PROMPT: Transcribe all of the material exactly. Any picture in it should be left out.

GIVEN INFORMATION:
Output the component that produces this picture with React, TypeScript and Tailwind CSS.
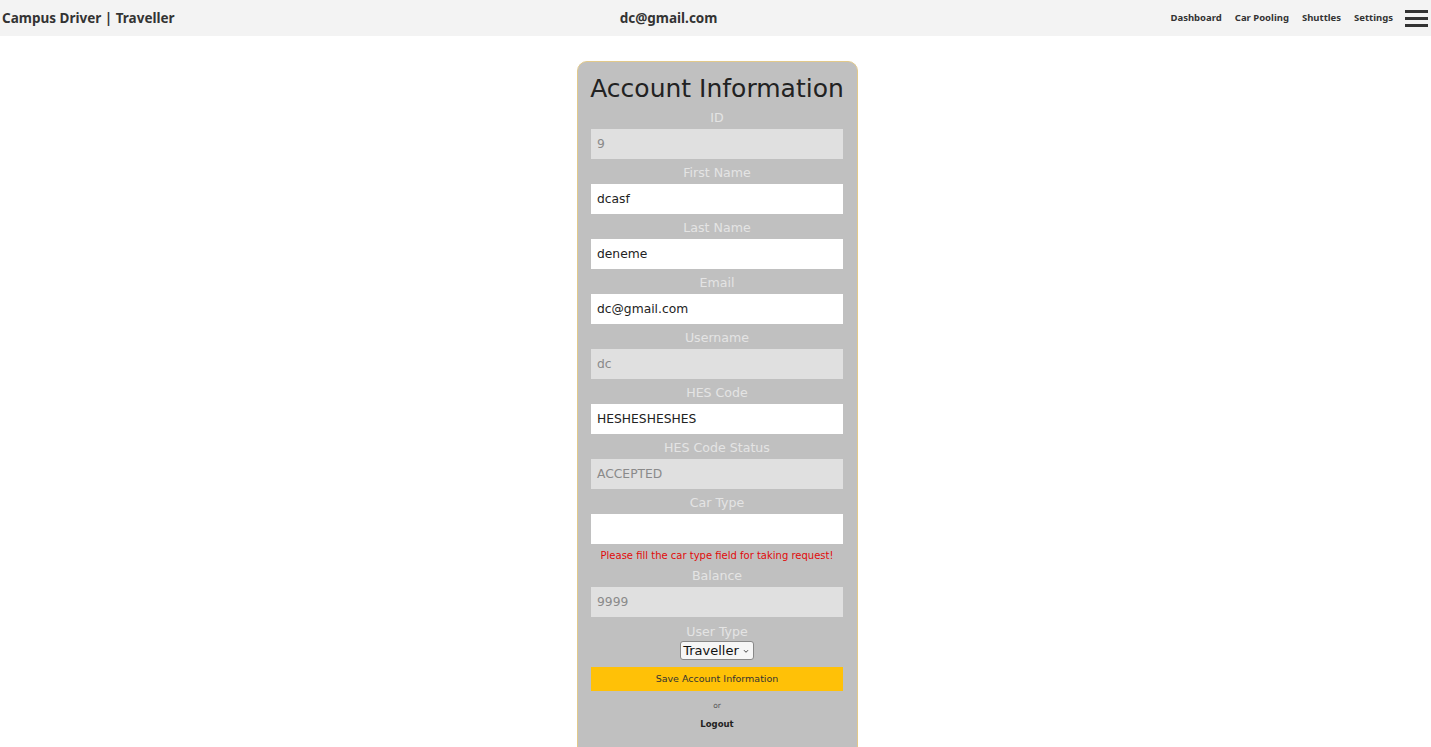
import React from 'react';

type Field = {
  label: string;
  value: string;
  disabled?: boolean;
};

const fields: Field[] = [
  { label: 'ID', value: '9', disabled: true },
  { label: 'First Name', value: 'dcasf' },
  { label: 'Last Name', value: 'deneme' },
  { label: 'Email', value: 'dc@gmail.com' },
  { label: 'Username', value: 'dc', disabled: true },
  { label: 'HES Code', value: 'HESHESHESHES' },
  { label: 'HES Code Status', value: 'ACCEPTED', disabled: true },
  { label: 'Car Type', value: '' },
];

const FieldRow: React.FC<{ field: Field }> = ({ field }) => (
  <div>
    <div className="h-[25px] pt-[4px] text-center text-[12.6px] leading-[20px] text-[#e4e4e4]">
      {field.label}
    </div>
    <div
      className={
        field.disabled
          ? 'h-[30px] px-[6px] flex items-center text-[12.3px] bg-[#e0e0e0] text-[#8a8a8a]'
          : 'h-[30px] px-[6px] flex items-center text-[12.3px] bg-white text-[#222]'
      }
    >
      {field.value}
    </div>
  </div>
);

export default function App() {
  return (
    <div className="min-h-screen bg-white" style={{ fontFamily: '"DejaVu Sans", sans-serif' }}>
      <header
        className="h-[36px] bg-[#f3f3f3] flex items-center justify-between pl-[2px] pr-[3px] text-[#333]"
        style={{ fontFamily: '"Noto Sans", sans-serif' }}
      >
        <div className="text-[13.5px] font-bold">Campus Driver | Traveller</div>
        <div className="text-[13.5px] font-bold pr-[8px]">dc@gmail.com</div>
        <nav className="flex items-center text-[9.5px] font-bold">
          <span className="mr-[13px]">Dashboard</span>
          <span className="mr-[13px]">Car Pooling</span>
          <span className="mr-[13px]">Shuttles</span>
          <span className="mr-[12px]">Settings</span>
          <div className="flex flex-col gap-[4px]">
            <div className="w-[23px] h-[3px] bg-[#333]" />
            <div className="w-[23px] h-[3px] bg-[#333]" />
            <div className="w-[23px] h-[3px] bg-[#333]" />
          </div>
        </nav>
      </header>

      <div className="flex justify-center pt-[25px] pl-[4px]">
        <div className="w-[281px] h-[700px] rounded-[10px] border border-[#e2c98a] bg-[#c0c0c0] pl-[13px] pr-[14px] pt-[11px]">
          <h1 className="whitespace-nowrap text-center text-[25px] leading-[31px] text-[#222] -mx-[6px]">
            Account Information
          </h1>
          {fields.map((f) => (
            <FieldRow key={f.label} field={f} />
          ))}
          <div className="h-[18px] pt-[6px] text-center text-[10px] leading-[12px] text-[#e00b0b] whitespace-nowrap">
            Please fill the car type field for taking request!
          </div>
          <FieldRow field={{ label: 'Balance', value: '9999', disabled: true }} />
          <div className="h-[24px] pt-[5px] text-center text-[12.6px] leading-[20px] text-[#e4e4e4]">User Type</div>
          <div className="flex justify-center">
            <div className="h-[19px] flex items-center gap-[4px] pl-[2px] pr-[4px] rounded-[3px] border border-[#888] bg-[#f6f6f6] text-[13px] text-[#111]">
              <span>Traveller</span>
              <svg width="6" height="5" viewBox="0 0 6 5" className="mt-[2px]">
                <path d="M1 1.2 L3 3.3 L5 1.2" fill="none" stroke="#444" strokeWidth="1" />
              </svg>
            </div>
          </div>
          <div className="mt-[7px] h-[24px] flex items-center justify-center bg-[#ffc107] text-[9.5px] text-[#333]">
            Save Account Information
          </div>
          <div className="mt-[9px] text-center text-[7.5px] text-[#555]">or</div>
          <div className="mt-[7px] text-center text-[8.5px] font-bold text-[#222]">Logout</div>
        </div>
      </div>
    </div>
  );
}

RESULT:
Output the component that produces this picture with React, TypeScript and Tailwind CSS.
import React from 'react';

type Field = {
  label: string;
  value: string;
  disabled?: boolean;
};

const fields: Field[] = [
  { label: 'ID', value: '9', disabled: true },
  { label: 'First Name', value: 'dcasf' },
  { label: 'Last Name', value: 'deneme' },
  { label: 'Email', value: 'dc@gmail.com' },
  { label: 'Username', value: 'dc', disabled: true },
  { label: 'HES Code', value: 'HESHESHESHES' },
  { label: 'HES Code Status', value: 'ACCEPTED', disabled: true },
  { label: 'Car Type', value: '' },
];

const FieldRow: React.FC<{ field: Field }> = ({ field }) => (
  <div>
    <div className="h-[25px] pt-[4px] text-center text-[12.6px] leading-[20px] text-[#e4e4e4]">
      {field.label}
    </div>
    <div
      className={
        field.disabled
          ? 'h-[30px] px-[6px] flex items-center text-[12.3px] bg-[#e0e0e0] text-[#8a8a8a]'
          : 'h-[30px] px-[6px] flex items-center text-[12.3px] bg-white text-[#222]'
      }
    >
      {field.value}
    </div>
  </div>
);

export default function App() {
  return (
    <div className="min-h-screen bg-white" style={{ fontFamily: '"DejaVu Sans", sans-serif' }}>
      <header
        className="h-[36px] bg-[#f3f3f3] flex items-center justify-between pl-[2px] pr-[3px] text-[#333]"
        style={{ fontFamily: '"Noto Sans", sans-serif' }}
      >
        <div className="text-[13.5px] font-bold">Campus Driver | Traveller</div>
        <div className="text-[13.5px] font-bold pr-[8px]">dc@gmail.com</div>
        <nav className="flex items-center text-[9.5px] font-bold">
          <span className="mr-[13px]">Dashboard</span>
          <span className="mr-[13px]">Car Pooling</span>
          <span className="mr-[13px]">Shuttles</span>
          <span className="mr-[12px]">Settings</span>
          <div className="flex flex-col gap-[4px]">
            <div className="w-[23px] h-[3px] bg-[#333]" />
            <div className="w-[23px] h-[3px] bg-[#333]" />
            <div className="w-[23px] h-[3px] bg-[#333]" />
          </div>
        </nav>
      </header>

      <div className="flex justify-center pt-[25px] pl-[4px]">
        <div className="w-[281px] h-[700px] rounded-[10px] border border-[#e2c98a] bg-[#c0c0c0] pl-[13px] pr-[14px] pt-[11px]">
          <h1 className="whitespace-nowrap text-center text-[25px] leading-[31px] text-[#222] -mx-[6px]">
            Account Information
          </h1>
          {fields.map((f) => (
            <FieldRow key={f.label} field={f} />
          ))}
          <div className="h-[18px] pt-[6px] text-center text-[10px] leading-[12px] text-[#e00b0b] whitespace-nowrap">
            Please fill the car type field for taking request!
          </div>
          <FieldRow field={{ label: 'Balance', value: '9999', disabled: true }} />
          <div className="h-[24px] pt-[5px] text-center text-[12.6px] leading-[20px] text-[#e4e4e4]">User Type</div>
          <div className="flex justify-center">
            <div className="h-[19px] flex items-center gap-[4px] pl-[2px] pr-[4px] rounded-[3px] border border-[#888] bg-[#f6f6f6] text-[13px] text-[#111]">
              <span>Traveller</span>
              <svg width="6" height="5" viewBox="0 0 6 5" className="mt-[2px]">
                <path d="M1 1.2 L3 3.3 L5 1.2" fill="none" stroke="#444" strokeWidth="1" />
              </svg>
            </div>
          </div>
          <div className="mt-[7px] h-[24px] flex items-center justify-center bg-[#ffc107] text-[9.5px] text-[#333]">
            Save Account Information
          </div>
          <div className="mt-[9px] text-center text-[7.5px] text-[#555]">or</div>
          <div className="mt-[7px] text-center text-[8.5px] font-bold text-[#222]">Logout</div>
        </div>
      </div>
    </div>
  );
}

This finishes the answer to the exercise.